Ingredients:
- 2 kg (approx. 2.6 lbs) Chicken Breast, cut into 1.5-inch cubes
- 2 tbsp Unsalted Butter (for searing and sautéing)
- 1 tbsp Olive Oil
- 2 medium Leeks, white and light green parts only, sliced thinly
- 8 oz White or Cremini Mushrooms, sliced
- 3 cloves Garlic, minced
- 1 tsp Dried Thyme
- Salt and Black Pepper, to taste
- 4 tbsp Unsalted Butter (for roux)
- 4 tbsp All-Purpose Flour
- 2 cups Chicken Stock (low sodium), warmed
- 1 cup Whole Milk, warmed
- 1/2 cup Double Cream (Heavy Cream)
- 1 tsp Dijon Mustard
- Pinch Nutmeg, freshly grated
- 2 slices Day-old Bread, processed into coarse crumbs
- 1/2 cup Grated Parmesan Cheese (or mature cheddar)

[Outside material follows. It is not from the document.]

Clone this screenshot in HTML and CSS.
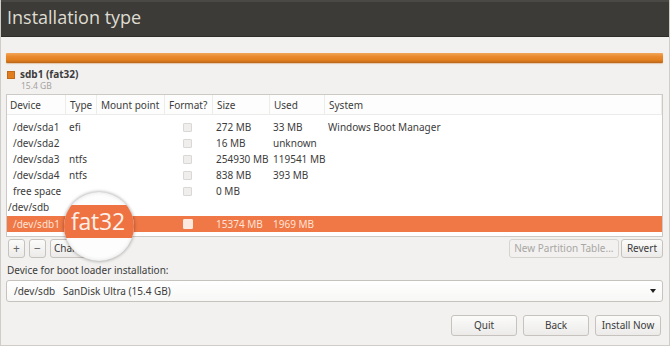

- 2 tbsp Melted Butter (to bind the crumbs)
- 2 tbsp Fresh Parsley, chopped
Instructions:
- Sear the Chicken: Preheat oven to 200°C / 400°F. Pat chicken cubes dry and season well. Heat olive oil and 1 tbsp butter in a large skillet. Sear chicken in batches until lightly golden on the outside (about 2 minutes per side). Remove and set aside.
- Sauté Aromatics: Reduce heat to medium. Add the remaining 1 tbsp of butter. Add sliced leeks and mushrooms to the skillet. Cook gently for 8-10 minutes, stirring occasionally, until softened and the mushrooms have released their moisture.

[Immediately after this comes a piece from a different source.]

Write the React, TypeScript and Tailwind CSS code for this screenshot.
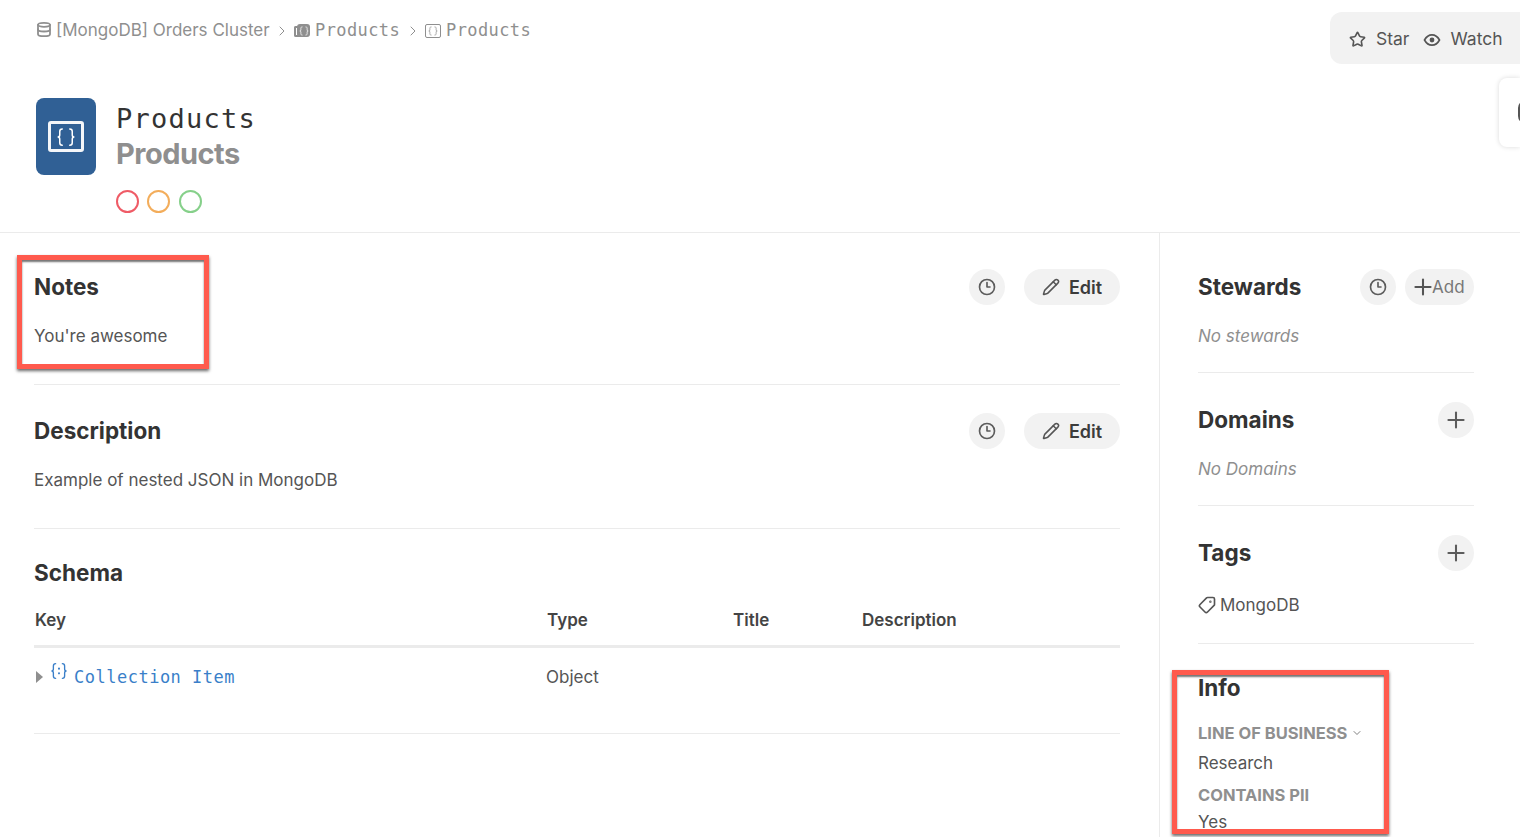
import React from "react";
import { ChevronDown, ChevronRight, Clock3, Database, Pencil, Plus, Star, Tag } from "lucide-react";

const SANS = "font-['Inter','Liberation_Sans',sans-serif]";
const MONO = "font-['DejaVu_Sans_Mono',monospace]";

const Braces = ({ className = "", dots = false, width = 1.2 }: { className?: string; dots?: boolean; width?: number }) => (
  <svg viewBox="0 0 16 16" className={className} fill="none" stroke="currentColor" strokeWidth={width} strokeLinecap="round">
    <path d="M5 1.500C3.300 1.500 3 2.400 3 3.500v2.800c0 1-.6 1.700-1.700 1.700C2.400 8 3 8.700 3 9.700v2.800c0 1.100.3 2 2 2" />
    <path d="M11 1.500c1.700 0 2 .9 2 2v2.800c0 1 .6 1.700 1.700 1.700-1.100 0-1.700.7-1.700 1.700v2.800c0 1.100-.3 2-2 2" />
    {dots && <path d="M8 5.800v.1M8 10v.1" strokeWidth={width * 1.5} />}
  </svg>
);

const Eye = () => (
  <svg viewBox="0 0 24 24" className="h-[18px] w-[18px]" fill="none" stroke="currentColor" strokeWidth="2.200">
    <path d="M2 12c2.400-4.400 5.800-6.800 10-6.800S19.600 7.600 22 12c-2.400 4.400-5.800 6.800-10 6.800S4.400 16.400 2 12Z" />
    <circle cx="12" cy="12" r="3.200" fill="currentColor" stroke="none" />
  </svg>
);

const RoundIcon = ({ children }: { children: React.ReactNode }) => (
  <button className="flex h-9 w-9 items-center justify-center rounded-full bg-[#f2f2f2] text-[#5c5c5c]">{children}</button>
);

const EditButton = () => (
  <button className="ml-[19px] flex h-9 w-24 items-center justify-center gap-[9px] rounded-full bg-[#f2f2f2] text-[18px] font-semibold text-[#3c3c3c]">
    <Pencil className="h-[18px] w-[18px] text-[#555555]" strokeWidth={2} />
    Edit
  </button>
);

const Heading = ({ children }: { children: React.ReactNode }) => (
  <h2 className="text-[22.500px] leading-9 font-bold text-[#333333]">{children}</h2>
);

const MainHead = ({ title }: { title: string }) => (
  <div className="flex h-9 items-center justify-between">
    <Heading>{title}</Heading>
    <div className="flex items-center">
      <RoundIcon><Clock3 className="h-[18px] w-[18px]" strokeWidth={2.200} /></RoundIcon>
      <EditButton />
    </div>
  </div>
);

const SideHead = ({ title }: { title: string }) => (
  <div className="flex h-9 items-center justify-between">
    <Heading>{title}</Heading>
    <RoundIcon><Plus className="h-[26px] w-[26px]" strokeWidth={1.9} /></RoundIcon>
  </div>
);

const Callout = ({ className }: { className: string }) => (
  <div className={`pointer-events-none absolute border-[5px] border-[#ff5a4d] shadow-[0_2px_3px_rgba(0,0,0,0.6),inset_0_2px_2px_rgba(0,0,0,0.55)] ${className}`} />
);

export default function App() {
  return (
    <div className={`relative h-[837px] w-[1520px] overflow-hidden bg-white text-[#555555] ${SANS}`}>
      <header className="relative h-[233px] border-b border-[#ebebeb] pl-9">
        <div className="flex items-start justify-between">
          <nav className="mt-[18px] flex h-6 items-center pt-px text-[#8f8f8f]">
            <Database className="mt-[-2px] h-[17px] w-[16px]" strokeWidth={2.700} />
            <span className="ml-[4px] w-[214px] text-[17px] whitespace-nowrap">[MongoDB] Orders Cluster</span>
            <ChevronRight className="mx-[4px] h-4 w-4" strokeWidth={1.500} />
            <span className="relative flex h-[14px] w-[16px] items-center justify-end">
              <span className="absolute top-[2px] left-0 h-[11px] w-[6px] rounded-l-[2px] border-2 border-r-0 border-[#8f8f8f]" />
              <span className="flex h-[13px] w-[13px] items-center justify-center rounded-[3px] bg-[#8f8f8f] text-white"><Braces className="h-[10px] w-[10px]" /></span>
            </span>
            <span className={`ml-[5px] w-[86px] text-[17px] tracking-[0.400px] whitespace-nowrap ${MONO}`}>Products</span>
            <ChevronRight className="mx-[4px] h-4 w-4" strokeWidth={1.500} />
            <span className="flex h-[14px] w-4 items-center justify-center rounded-[2px] border-[1.500px] border-[#8f8f8f]"><Braces className="h-[10px] w-[10px]" /></span>
            <span className={`ml-[5px] text-[17px] tracking-[0.400px] whitespace-nowrap ${MONO}`}>Products</span>
          </nav>
          <div className="mt-3 flex h-[52px] w-[190px] items-center gap-[14px] rounded-l-xl bg-[#f2f2f2] pt-[3px] pl-[19px] text-[17.500px] text-[#555555]">
            <span className="flex items-center gap-[10px]"><Star className="h-[17px] w-[17px]" strokeWidth={2.300} />Star</span>
            <span className="flex items-center gap-[9px]"><Eye />Watch</span>
          </div>
        </div>
        <div className="mt-[34px] flex gap-5">
          <div className="flex h-[77px] w-[60px] items-center justify-center rounded-lg bg-[#306095]">
            <span className="flex h-[31px] w-[36px] items-center justify-center rounded-[3px] border-[3px] border-[#f4f6f9] text-white">
              <Braces className="h-[20px] w-[20px]" />
            </span>
          </div>
          <div>
            <div className={`h-9 text-[27px] leading-[41px] font-light tracking-[1.250px] text-[#333333] ${MONO}`}>Products</div>
            <div className="mt-[2px] text-[29px] leading-9 font-bold tracking-[-0.500px] text-[#8f8f8f]">Products</div>
            <div className="mt-[18px] flex">
              <span className="h-[23px] w-[23px] rounded-full border-2 border-[#ef5b66]" />
              <span className="ml-[8px] h-[23px] w-[23px] rounded-full border-2 border-[#f3ad5b]" />
              <span className="ml-[9px] h-[23px] w-[23px] rounded-full border-2 border-[#86d08a]" />
            </div>
          </div>
        </div>
        <div className="absolute top-[78px] right-0 h-[69px] w-[21px] overflow-hidden rounded-l-lg bg-white shadow-[0_0_5px_rgba(0,0,0,0.15)]">
          <div className="mt-[22px] ml-[19px] h-6 w-4 rounded-full border-2 border-[#555555]" />
        </div>
      </header>

      <div className="flex h-[604px]">
        <main className="w-[1160px] border-r border-[#ebebeb] pr-[39px] pl-[34px]">
          <section className="h-[152px] border-b border-[#ebebeb] pt-9">
            <MainHead title="Notes" />
            <p className="mt-[19px] text-[17px] leading-6">You're awesome</p>
          </section>
          <section className="h-[144px] border-b border-[#ebebeb] pt-7">
            <MainHead title="Description" />
            <p className="mt-[19px] text-[17px] leading-6">Example of nested JSON in MongoDB</p>
          </section>
          <section className="pt-[26px]">
            <Heading>Schema</Heading>
            <div className="mt-[16px] grid h-[41px] grid-cols-[512px_186px_129px_1fr] border-b-[3px] border-[#ebebeb] pl-px text-[17px] leading-[26px] font-semibold text-[#444444]">
              <span>Key</span><span>Type</span><span>Title</span><span>Description</span>
            </div>
            <div className="grid h-[86px] grid-cols-[512px_1fr] items-start border-b border-[#ebebeb] pt-[17px] text-[17px] leading-6">
              <div className="flex items-start pl-[2px]">
                <span className="mt-[6px] h-0 w-0 border-y-[6px] border-l-[7px] border-y-transparent border-l-[#8f8f8f]" />
                <Braces className="mt-[-3px] ml-[7px] h-[18px] w-[18px] text-[#3a7fc9]" dots />
                <span className={`ml-[6px] text-[17px] tracking-[0.500px] text-[#3a7fc9] ${MONO}`}>Collection Item</span>
              </div>
              <span>Object</span>
            </div>
          </section>
        </main>

        <aside className="w-[314px] pl-[38px]">
          <section className="h-[140px] border-b border-[#ebebeb] pt-9">
            <div className="flex h-9 items-center justify-between">
              <Heading>Stewards</Heading>
              <div className="flex items-center gap-[9px]">
                <RoundIcon><Clock3 className="h-[18px] w-[18px]" strokeWidth={2.200} /></RoundIcon>
                <button className="flex h-9 w-[69px] items-center justify-start rounded-full bg-[#f2f2f2] pl-[5px] text-[17px] text-[#777777]">
                  <Plus className="h-[26px] w-[26px] text-[#555555]" strokeWidth={1.900} />
                  <span className="ml-[-4px] pt-px">Add</span>
                </button>
              </div>
            </div>
            <p className="mt-[19px] text-[17px] leading-6 text-[#8f8f8f] italic">No stewards</p>
          </section>
          <section className="h-[133px] border-b border-[#ebebeb] pt-[29px]">
            <SideHead title="Domains" />
            <p className="mt-[19px] text-[17px] leading-6 text-[#8f8f8f] italic">No Domains</p>
          </section>
          <section className="h-[138px] border-b border-[#ebebeb] pt-[29px]">
            <SideHead title="Tags" />
            <div className="mt-[22px] flex items-center gap-[4px] text-[17px] leading-6">
              <Tag className="h-[18px] w-[18px] -scale-x-100" strokeWidth={2.200} />MongoDB
            </div>
          </section>
          <section className="pt-[26px]">
            <Heading>Info</Heading>
            <div className="mt-[17px] flex h-5 items-center gap-[4px] text-[16.500px] leading-5 font-bold text-[#8f8f8f]">
              LINE OF BUSINESS <ChevronDown className="h-3 w-3 text-[#555555]" strokeWidth={1.500} />
            </div>
            <p className="mt-2 text-[17px] leading-6">Research</p>
            <div className="mt-[10px] text-[16.500px] leading-5 font-bold text-[#8f8f8f]">CONTAINS PII</div>
            <p className="mt-[5px] text-[17px] leading-6">Yes</p>
          </section>
        </aside>
      </div>

      <Callout className="top-[255px] left-[17px] h-[114px] w-[192px]" />
      <Callout className="top-[670px] left-[1172px] h-[164px] w-[217px]" />
    </div>
  );
}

- Add Garlic and Thyme: Stir in the minced garlic and dried thyme. Cook for 1 minute until fragrant. Remove the vegetable mixture and combine with the reserved chicken in a large bowl.
- Make the Roux: Return the empty skillet to medium heat. Melt the 4 tbsp of butter. Whisk in the flour quickly to form a thick paste (the roux). Cook the roux for 2 minutes, stirring constantly, until nutty.

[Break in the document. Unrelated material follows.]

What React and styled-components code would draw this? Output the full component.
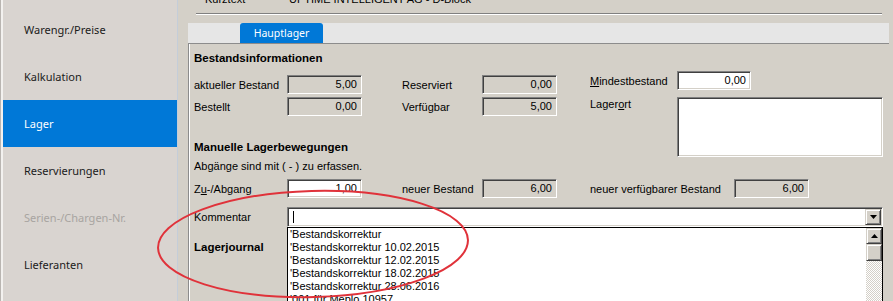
import React from "react";
import styled, { createGlobalStyle } from "styled-components";

const GlobalStyle = createGlobalStyle`
  html, body { margin: 0; padding: 0; }
  body {
    width: 893px;
    height: 301px;
    overflow: hidden;
    background: #d4d0c8;
    font-family: "Liberation Sans", Arial, sans-serif;
    color: #000;
  }
  * { box-sizing: border-box; }
`;

const Screen = styled.div`
  position: relative;
  display: flex;
  width: 893px;
  height: 301px;
  overflow: hidden;
`;

/* ---------- sidebar ---------- */
const Sidebar = styled.nav`
  flex: none;
  width: 178px;
  padding: 6px 0 0 3px;
  background: #d9d4d0;
  border-right: 1px solid #c4cdd9;
  box-shadow: inset 1px 0 #b9b5b1, inset 3px 0 #f3f1ef;
  display: flex;
  flex-direction: column;
`;

const NavItem = styled.div`
  height: 47px;
  display: flex;
  align-items: center;
  padding-left: 21px;
  font-family: "Noto Sans", "Open Sans", sans-serif;
  font-size: 11px;
  color: ${(p) => (p.$active ? "#ffffff" : p.$disabled ? "#a8a4a1" : "#1b1b1b")};
  background: ${(p) => (p.$active ? "#0078d7" : "transparent")};
`;

/* ---------- main ---------- */
const Main = styled.main`
  flex: 1;
  min-width: 0;
  display: flex;
  flex-direction: column;
  background: #d4d0c8;
`;

const HeaderRow = styled.div`
  display: flex;
  margin: -7px 0 0 27px;
  height: 13px;
  line-height: 13px;
  font-size: 11px;
  white-space: nowrap;
`;

const HeaderLabel = styled.span`
  width: 84px;
`;

const Separator = styled.div`
  margin: 7px 11px 0 18px;
  height: 2px;
  border-top: 1px solid #808080;
  border-bottom: 1px solid #ffffff;
`;

const TabStrip = styled.div`
  margin: 8px 4px 0 10px;
  height: 21px;
  background: #e6e6e6;
  border-bottom: 1px solid #8c8c8c;
  display: flex;
  padding-left: 52px;
`;

const Tab = styled.div`
  width: 83px;
  height: 20px;
  background: #0078d7;
  border-radius: 3px 3px 0 0;
  color: #fff;
  font-family: "Noto Sans", "Open Sans", sans-serif;
  font-size: 10.5px;
  display: flex;
  align-items: center;
  justify-content: center;
`;

const Panel = styled.section`
  flex: 1;
  margin: 0 4px 0 10px;
  border-left: 1px solid #8c8c8c;
  box-shadow: inset 1px 0 #ffffff;
  padding: 7px 0 0 5px;
  font-size: 11px;
  line-height: 14px;
`;

const Title = styled.div`
  font-weight: bold;
  font-size: 11.5px;
  line-height: 14px;
  white-space: nowrap;
  margin-top: ${(p) => p.$mt || 0}px;
`;

const Note = styled.div`
  margin-top: 5px;
  white-space: nowrap;
`;

const UpperArea = styled.div`
  display: flex;
  align-items: flex-start;
  margin-top: 6px;
`;

const LeftCol = styled.div`
  width: 363px;
  flex: none;
  padding-top: 4px;
`;

const FieldGrid = styled.div`
  display: grid;
  grid-template-columns: ${(p) => p.$cols};
  grid-auto-rows: ${(p) => p.$rows || "19px"};
  row-gap: ${(p) => p.$gap || 3}px;
  align-items: center;
  margin-top: ${(p) => p.$mt || 0}px;
`;

const RightCol = styled.div`
  margin-left: 33px;
`;

const Label = styled.span`
  white-space: nowrap;
  align-self: ${(p) => (p.$top ? "start" : "center")};
`;

const U = styled.span`
  text-decoration: underline;
  text-underline-offset: 1px;
`;

const Field = styled.div`
  width: ${(p) => p.$w || 75}px;
  height: ${(p) => p.$h || 19}px;
  border: 1px solid;
  border-color: #808080 #ffffff #ffffff #808080;
  box-shadow: inset 1px 1px #404040, inset -1px -1px #d4d0c8;
  background: ${(p) => (p.$editable ? "#ffffff" : "#d4d0c8")};
  text-align: right;
  padding-right: 4px;
  line-height: 17px;
  font-size: 11px;
`;

const CommentRow = styled.div`
  display: flex;
  align-items: center;
  margin-top: 9px;
`;

const CommentLabel = styled.span`
  width: 93px;
  flex: none;
`;

const ComboWrap = styled.div`
  position: relative;
  width: 596px;
`;

const Combo = styled.div`
  width: 596px;
  height: 20px;
  border: 1px solid;
  border-color: #808080 #ffffff #ffffff #808080;
  box-shadow: inset 1px 1px #404040, inset -1px -1px #d4d0c8;
  background: #fff;
  display: flex;
  align-items: center;
  justify-content: space-between;
  padding: 1px 1px 1px 5px;
`;

const Caret = styled.span`
  width: 1px;
  height: 12px;
  background: #000;
`;

const RaisedButton = styled.div`
  width: 16px;
  height: ${(p) => p.$h || 16}px;
  flex: none;
  background: #d4d0c8;
  border: 1px solid;
  border-color: #d4d0c8 #404040 #404040 #d4d0c8;
  box-shadow: inset 1px 1px #ffffff, inset -1px -1px #808080;
  display: flex;
  align-items: center;
  justify-content: center;
`;

const DropList = styled.div`
  position: absolute;
  top: 100%;
  left: 0;
  width: 596px;
  height: 90px;
  border: 1px solid #000;
  background: #fff;
  display: flex;
  z-index: 2;
`;

const ListItems = styled.div`
  flex: 1;
  padding-left: 2px;
  font-size: 11px;
  line-height: 13px;
  white-space: nowrap;
`;

const Scrollbar = styled.div`
  width: 16px;
  flex: none;
  display: flex;
  flex-direction: column;
`;

const Track = styled.div`
  flex: 1;
  background-color: #ffffff;
  background-image: repeating-conic-gradient(#d4d0c8 0 25%, #ffffff 0 50%);
  background-size: 2px 2px;
`;

const Highlight = styled.svg`
  position: absolute;
  left: 0;
  top: 0;
  pointer-events: none;
  z-index: 5;
`;

const Arrow = ({ up }) => (
  <svg width="7" height="4" viewBox="0 0 7 4">
    <path d={up ? "M3.5 0 L7 4 L0 4 Z" : "M0 0 L7 0 L3.5 4 Z"} fill="#000" />
  </svg>
);

const navItems = [
  { label: "Warengr./Preise" },
  { label: "Kalkulation" },
  { label: "Lager", active: true },
  { label: "Reservierungen" },
  { label: "Serien-/Chargen-Nr.", disabled: true },
  { label: "Lieferanten" },
];

const listEntries = [
  "'Bestandskorrektur",
  "'Bestandskorrektur 10.02.2015",
  "'Bestandskorrektur 12.02.2015",
  "'Bestandskorrektur 18.02.2015",
  "'Bestandskorrektur 28.06.2016",
  "'001 für Meplo 10957",
];

export default function App() {
  return (
    <>
      <GlobalStyle />
      <Screen>
        <Sidebar>
          {navItems.map((it) => (
            <NavItem key={it.label} $active={it.active} $disabled={it.disabled}>
              {it.label}
            </NavItem>
          ))}
        </Sidebar>
        <Main>
          <HeaderRow>
            <HeaderLabel>Kurztext</HeaderLabel>
            <span>UPTIME INTELLIGENT AG - D-Block</span>
          </HeaderRow>
          <Separator />
          <TabStrip>
            <Tab>Hauptlager</Tab>
          </TabStrip>
          <Panel>
            <Title>Bestandsinformationen</Title>
            <UpperArea>
              <LeftCol>
                <FieldGrid $cols="93px 75px 40px 80px 75px">
                  <Label>aktueller Bestand</Label>
                  <Field>5,00</Field>
                  <span />
                  <Label>Reserviert</Label>
                  <Field>0,00</Field>
                  <Label>Bestellt</Label>
                  <Field>0,00</Field>
                  <span />
                  <Label>Verfügbar</Label>
                  <Field>5,00</Field>
                </FieldGrid>
                <Title $mt={24}>Manuelle Lagerbewegungen</Title>
                <Note>Abgänge sind mit ( - ) zu erfassen.</Note>
              </LeftCol>
              <RightCol>
                <FieldGrid $cols="87px 206px" $rows="19px 60px" $gap={7}>
                  <Label>
                    <U>M</U>indestbestand
                  </Label>
                  <Field $editable $w={74}>0,00</Field>
                  <Label $top>
                    Lager<U>o</U>rt
                  </Label>
                  <Field $editable $w={206} $h={60} />
                </FieldGrid>
              </RightCol>
            </UpperArea>
            <FieldGrid $cols="93px 75px 40px 80px 75px 33px 144px 75px" $mt={6}>
              <Label>
                Z<U>u</U>-/Abgang
              </Label>
              <Field $editable>1,00</Field>
              <span />
              <Label>neuer Bestand</Label>
              <Field>6,00</Field>
              <span />
              <Label>neuer verfügbarer Bestand</Label>
              <Field>6,00</Field>
            </FieldGrid>
            <CommentRow>
              <CommentLabel>Kommentar</CommentLabel>
              <ComboWrap>
                <Combo>
                  <Caret />
                  <RaisedButton>
                    <Arrow />
                  </RaisedButton>
                </Combo>
                <DropList>
                  <ListItems>
                    {listEntries.map((e) => (
                      <div key={e}>{e}</div>
                    ))}
                  </ListItems>
                  <Scrollbar>
                    <RaisedButton>
                      <Arrow up />
                    </RaisedButton>
                    <RaisedButton $h={17} />
                    <Track />
                  </Scrollbar>
                </DropList>
              </ComboWrap>
            </CommentRow>
            <Title $mt={13}>Lagerjournal</Title>
          </Panel>
        </Main>
        <Highlight width="893" height="301" viewBox="0 0 893 301">
          <ellipse
            cx="313"
            cy="244"
            rx="155"
            ry="53"
            transform="rotate(-1.5 313 244)"
            fill="none"
            stroke="#e0323a"
            strokeWidth="2"
          />
        </Highlight>
      </Screen>
    </>
  );
}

- Build the Béchamel: Slowly pour in the warm chicken stock, whisking continuously to prevent lumps. Once smooth, slowly incorporate the warm milk. Bring to a gentle simmer, stirring until the sauce thickens significantly (it should coat the back of a spoon).
- Finish the Sauce: Remove from heat. Stir in the heavy cream, Dijon mustard, nutmeg, and season with salt and pepper.
- Combine Filling and Assemble: Pour the finished sauce over the chicken and vegetable mixture. Stir gently until evenly coated. Transfer the filling into a prepared 9x13 inch baking dish.
- Prepare Topping and Bake: In a small bowl, combine the breadcrumbs, grated Parmesan cheese, and melted butter. Toss until coated. Sprinkle the crumb mixture evenly over the casserole. Bake for 30–35 minutes, or until bubbling hot and the topping is deeply golden brown.
- Rest and Serve: Allow the casserole to rest on the counter for 10 minutes before serving. Garnish with fresh parsley.